In 1998, the poetry scene in Orlando was on a downward swing, music open-mics outnumbering the spoken word mics. The mixed media open mics allowed music to dominate over spoken word. This was when I started performing, cutting my teeth at these venues, developing my craft and voice. It was not a really well developed craft or voice, but it was something. Three years later, I began the Broken Speech Poetry Slam to give poetry proper attention in Orlando, to help me develop my craft and voice against talented individuals, filling a cultural vacuum.
In 2012, there is a poetry night almost every night of the week here in Orlando. When I can go to some of these nights, I always see the same faces at each show, with just a handful appearing at several shows. I also hear the same types of poems based on the venue (or the same poems), with no improvement in craft or voice.
There is a level of comfort in staying within the night you like. It lets you learn how to crawl, how to walk, before you learn how to fly. The final outcome of building your confidence at your preferred night is to then start cross pollinating into other nights, strengthening yourself in the presence of different eyes and ears; I’m not seeing that happen a lot here.
We’ve reached a point in Orlando once again where it’s a handful of names mentioned when it comes to poetry (my name included) and I do not know of any new and fresh poets when it comes to the spoken word aspect that could enter into that conversation and this is a tremendous concern on my part.
Earlier, my girlfriend and I went to Downtown Credo to see Anis Mojgani perform. There were two poets I was able to hear for the opening, both in the handful names mentioned. One did a couple of old poems but branched out with new work. One did poems heard countless amounts of time. A friend of mine before the performances mentioned that they missed the poetry scene. I said I didn’t. Watching the latter poet this afternoon reconfirmed how much I don’t miss it.

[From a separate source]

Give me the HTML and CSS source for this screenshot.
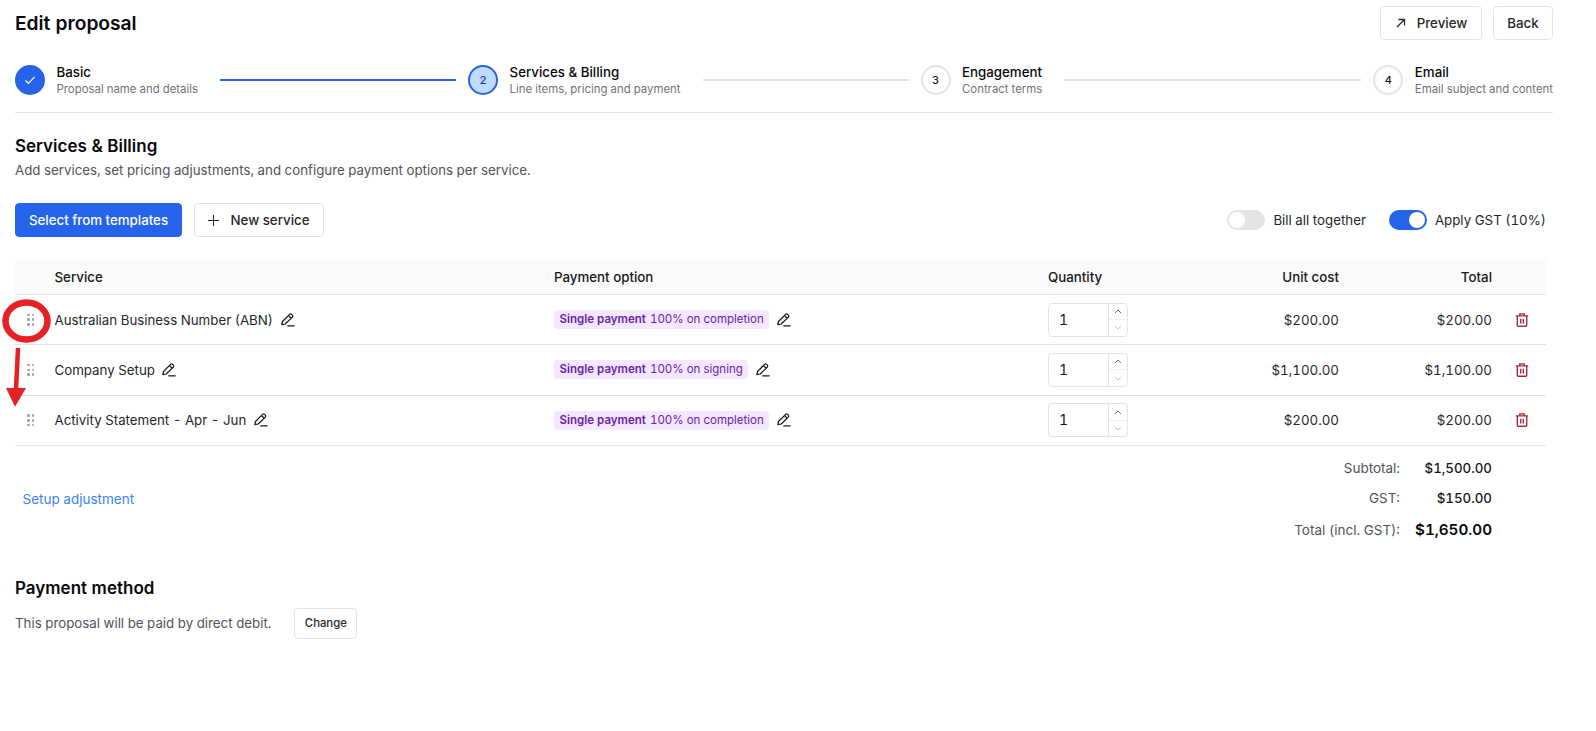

When this was a problem in 2000, I did something about it and that something lasted for ten years. There’s a part of me, that thing in my blood that wants to go back in and bring the slam back to life to push poets to do something new and different. Then, I look at There Will Be Words and the impact it has had in the last eight months and that feeling is quelled. I gave ten years of my life to poetry in Orlando; I don’t think I can give any more.
There is a growing youth slam movement here in Central Florida. I hope one of those kids when they grow up decides to continue doing what they love and shoulder the responsibility of starting and running a poetry slam for adults. I hope someone or someones get sick enough of the sameness they see, the same faces, the same poems where they do something about it that the solution isn’t to leave Orlando for Chicago, New York City, or San Francisco.
Let’s be clear – the state of Orlando’s literature movement is healthy, at least over at the prose side of things. Poetry though is not and I’m not the person capable of fixing this but I know someone out there is.